[To be done]: Skip all pictures, then print the remaining material exactly.

[Material]:
====

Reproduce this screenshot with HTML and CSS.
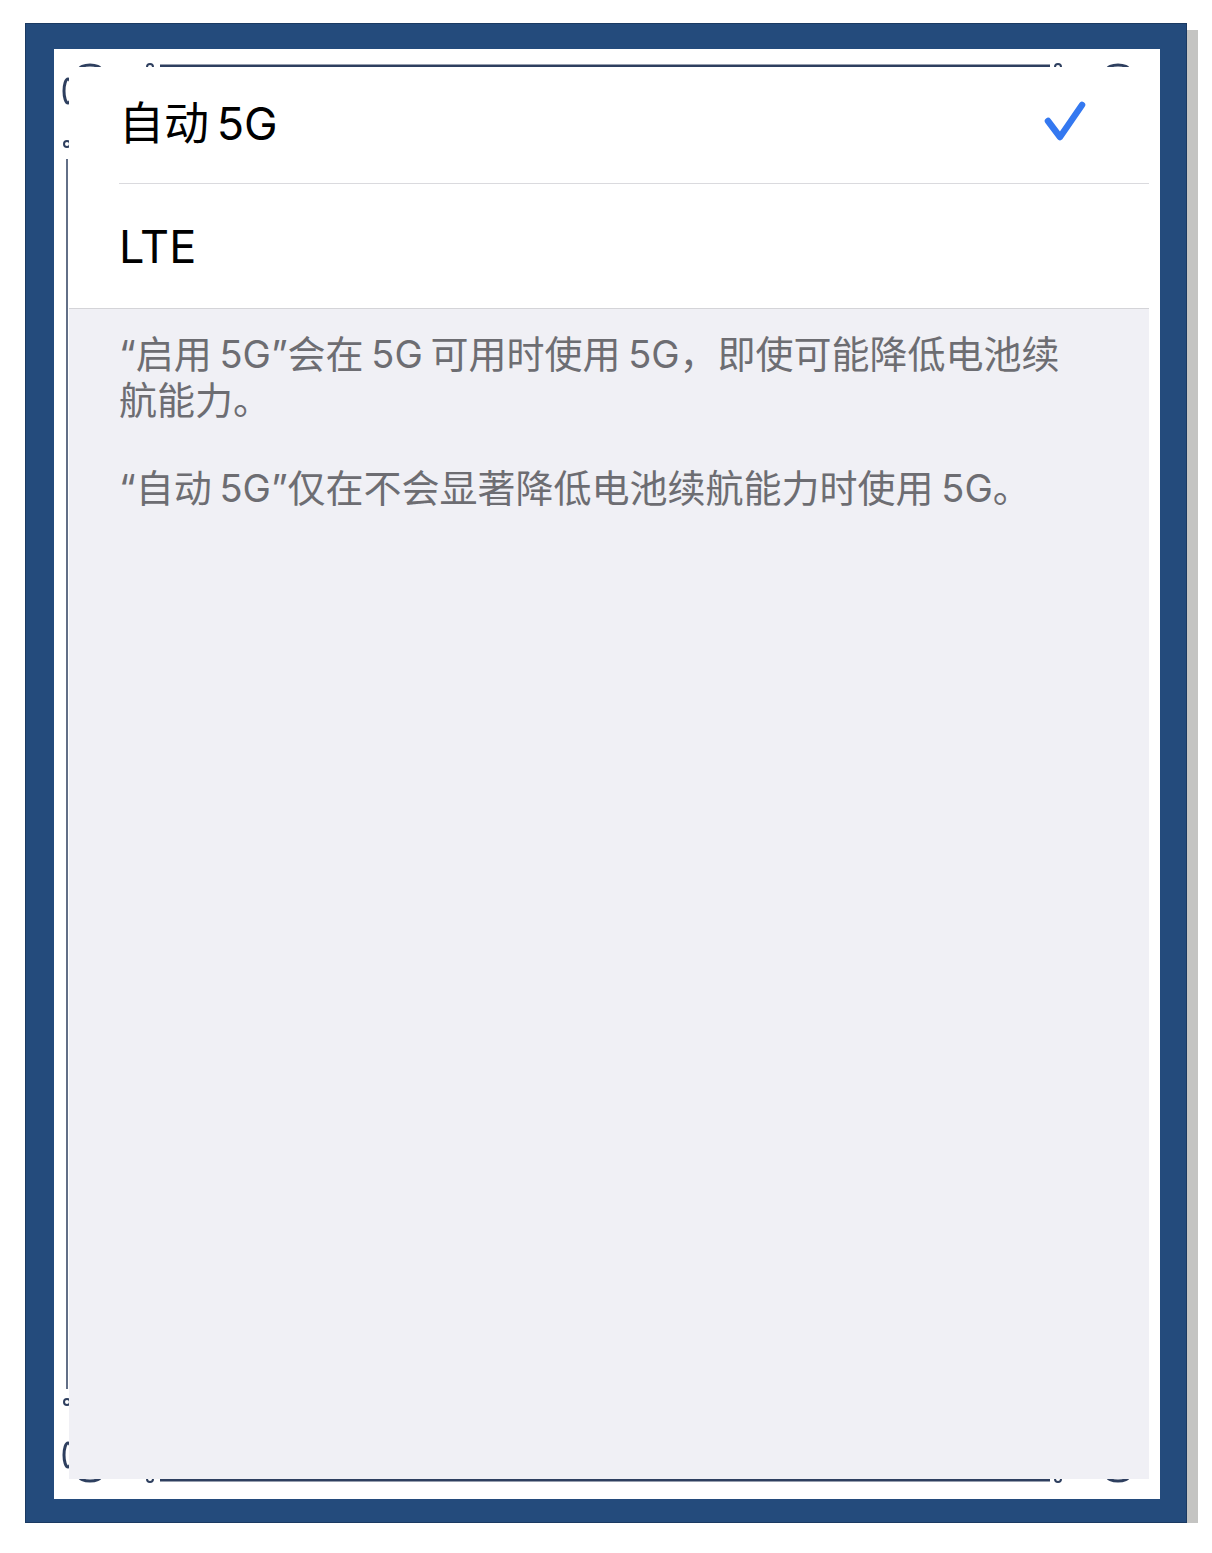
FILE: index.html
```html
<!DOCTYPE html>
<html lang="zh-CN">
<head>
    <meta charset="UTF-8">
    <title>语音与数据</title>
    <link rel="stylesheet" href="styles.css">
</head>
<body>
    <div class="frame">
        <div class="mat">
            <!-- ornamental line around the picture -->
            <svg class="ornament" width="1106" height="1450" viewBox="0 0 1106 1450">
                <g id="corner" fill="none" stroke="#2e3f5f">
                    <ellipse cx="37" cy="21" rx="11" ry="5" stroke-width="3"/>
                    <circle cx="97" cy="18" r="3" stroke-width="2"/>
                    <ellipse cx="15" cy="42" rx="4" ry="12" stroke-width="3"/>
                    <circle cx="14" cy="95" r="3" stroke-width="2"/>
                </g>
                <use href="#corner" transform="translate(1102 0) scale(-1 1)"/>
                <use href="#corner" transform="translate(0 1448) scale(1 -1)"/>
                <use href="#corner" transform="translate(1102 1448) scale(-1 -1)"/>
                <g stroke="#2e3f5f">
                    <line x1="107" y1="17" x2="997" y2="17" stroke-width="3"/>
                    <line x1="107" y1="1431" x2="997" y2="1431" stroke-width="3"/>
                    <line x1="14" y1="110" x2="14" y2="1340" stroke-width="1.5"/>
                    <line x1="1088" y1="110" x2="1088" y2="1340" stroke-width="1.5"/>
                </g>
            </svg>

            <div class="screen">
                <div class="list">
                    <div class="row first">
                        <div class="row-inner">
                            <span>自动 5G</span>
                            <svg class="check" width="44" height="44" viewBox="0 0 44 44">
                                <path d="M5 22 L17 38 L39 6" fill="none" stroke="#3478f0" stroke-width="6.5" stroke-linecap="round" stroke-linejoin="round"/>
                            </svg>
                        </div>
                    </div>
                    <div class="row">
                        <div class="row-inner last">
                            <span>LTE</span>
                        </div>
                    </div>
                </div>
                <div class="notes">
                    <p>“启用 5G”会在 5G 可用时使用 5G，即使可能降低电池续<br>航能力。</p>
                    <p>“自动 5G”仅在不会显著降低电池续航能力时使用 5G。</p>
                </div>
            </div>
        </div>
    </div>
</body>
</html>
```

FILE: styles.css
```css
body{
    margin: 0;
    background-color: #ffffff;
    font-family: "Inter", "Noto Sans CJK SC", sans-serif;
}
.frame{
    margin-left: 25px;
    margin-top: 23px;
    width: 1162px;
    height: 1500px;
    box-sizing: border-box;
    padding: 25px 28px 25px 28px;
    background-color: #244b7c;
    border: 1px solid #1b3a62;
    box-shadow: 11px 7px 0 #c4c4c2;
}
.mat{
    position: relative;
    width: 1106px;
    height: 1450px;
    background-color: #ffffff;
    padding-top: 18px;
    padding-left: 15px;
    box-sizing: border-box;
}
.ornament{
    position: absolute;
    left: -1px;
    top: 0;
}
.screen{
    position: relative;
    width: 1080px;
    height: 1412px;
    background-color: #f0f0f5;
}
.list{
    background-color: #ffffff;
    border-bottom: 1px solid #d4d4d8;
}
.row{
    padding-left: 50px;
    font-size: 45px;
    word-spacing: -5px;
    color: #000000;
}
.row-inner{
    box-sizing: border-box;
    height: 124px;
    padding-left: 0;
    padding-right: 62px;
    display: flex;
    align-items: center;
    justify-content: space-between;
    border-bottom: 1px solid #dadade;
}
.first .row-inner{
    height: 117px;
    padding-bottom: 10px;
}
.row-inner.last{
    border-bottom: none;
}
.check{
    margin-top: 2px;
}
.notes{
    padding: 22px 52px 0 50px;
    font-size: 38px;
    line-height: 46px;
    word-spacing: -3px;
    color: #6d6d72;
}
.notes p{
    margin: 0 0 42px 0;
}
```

====

[Answer for this exercise]:
Reproduce this screenshot with HTML and CSS.
FILE: index.html
```html
<!DOCTYPE html>
<html lang="zh-CN">
<head>
    <meta charset="UTF-8">
    <title>语音与数据</title>
    <link rel="stylesheet" href="styles.css">
</head>
<body>
    <div class="frame">
        <div class="mat">
            <!-- ornamental line around the picture -->
            <svg class="ornament" width="1106" height="1450" viewBox="0 0 1106 1450">
                <g id="corner" fill="none" stroke="#2e3f5f">
                    <ellipse cx="37" cy="21" rx="11" ry="5" stroke-width="3"/>
                    <circle cx="97" cy="18" r="3" stroke-width="2"/>
                    <ellipse cx="15" cy="42" rx="4" ry="12" stroke-width="3"/>
                    <circle cx="14" cy="95" r="3" stroke-width="2"/>
                </g>
                <use href="#corner" transform="translate(1102 0) scale(-1 1)"/>
                <use href="#corner" transform="translate(0 1448) scale(1 -1)"/>
                <use href="#corner" transform="translate(1102 1448) scale(-1 -1)"/>
                <g stroke="#2e3f5f">
                    <line x1="107" y1="17" x2="997" y2="17" stroke-width="3"/>
                    <line x1="107" y1="1431" x2="997" y2="1431" stroke-width="3"/>
                    <line x1="14" y1="110" x2="14" y2="1340" stroke-width="1.5"/>
                    <line x1="1088" y1="110" x2="1088" y2="1340" stroke-width="1.5"/>
                </g>
            </svg>

            <div class="screen">
                <div class="list">
                    <div class="row first">
                        <div class="row-inner">
                            <span>自动 5G</span>
                            <svg class="check" width="44" height="44" viewBox="0 0 44 44">
                                <path d="M5 22 L17 38 L39 6" fill="none" stroke="#3478f0" stroke-width="6.5" stroke-linecap="round" stroke-linejoin="round"/>
                            </svg>
                        </div>
                    </div>
                    <div class="row">
                        <div class="row-inner last">
                            <span>LTE</span>
                        </div>
                    </div>
                </div>
                <div class="notes">
                    <p>“启用 5G”会在 5G 可用时使用 5G，即使可能降低电池续<br>航能力。</p>
                    <p>“自动 5G”仅在不会显著降低电池续航能力时使用 5G。</p>
                </div>
            </div>
        </div>
    </div>
</body>
</html>
```

FILE: styles.css
```css
body{
    margin: 0;
    background-color: #ffffff;
    font-family: "Inter", "Noto Sans CJK SC", sans-serif;
}
.frame{
    margin-left: 25px;
    margin-top: 23px;
    width: 1162px;
    height: 1500px;
    box-sizing: border-box;
    padding: 25px 28px 25px 28px;
    background-color: #244b7c;
    border: 1px solid #1b3a62;
    box-shadow: 11px 7px 0 #c4c4c2;
}
.mat{
    position: relative;
    width: 1106px;
    height: 1450px;
    background-color: #ffffff;
    padding-top: 18px;
    padding-left: 15px;
    box-sizing: border-box;
}
.ornament{
    position: absolute;
    left: -1px;
    top: 0;
}
.screen{
    position: relative;
    width: 1080px;
    height: 1412px;
    background-color: #f0f0f5;
}
.list{
    background-color: #ffffff;
    border-bottom: 1px solid #d4d4d8;
}
.row{
    padding-left: 50px;
    font-size: 45px;
    word-spacing: -5px;
    color: #000000;
}
.row-inner{
    box-sizing: border-box;
    height: 124px;
    padding-left: 0;
    padding-right: 62px;
    display: flex;
    align-items: center;
    justify-content: space-between;
    border-bottom: 1px solid #dadade;
}
.first .row-inner{
    height: 117px;
    padding-bottom: 10px;
}
.row-inner.last{
    border-bottom: none;
}
.check{
    margin-top: 2px;
}
.notes{
    padding: 22px 52px 0 50px;
    font-size: 38px;
    line-height: 46px;
    word-spacing: -3px;
    color: #6d6d72;
}
.notes p{
    margin: 0 0 42px 0;
}
```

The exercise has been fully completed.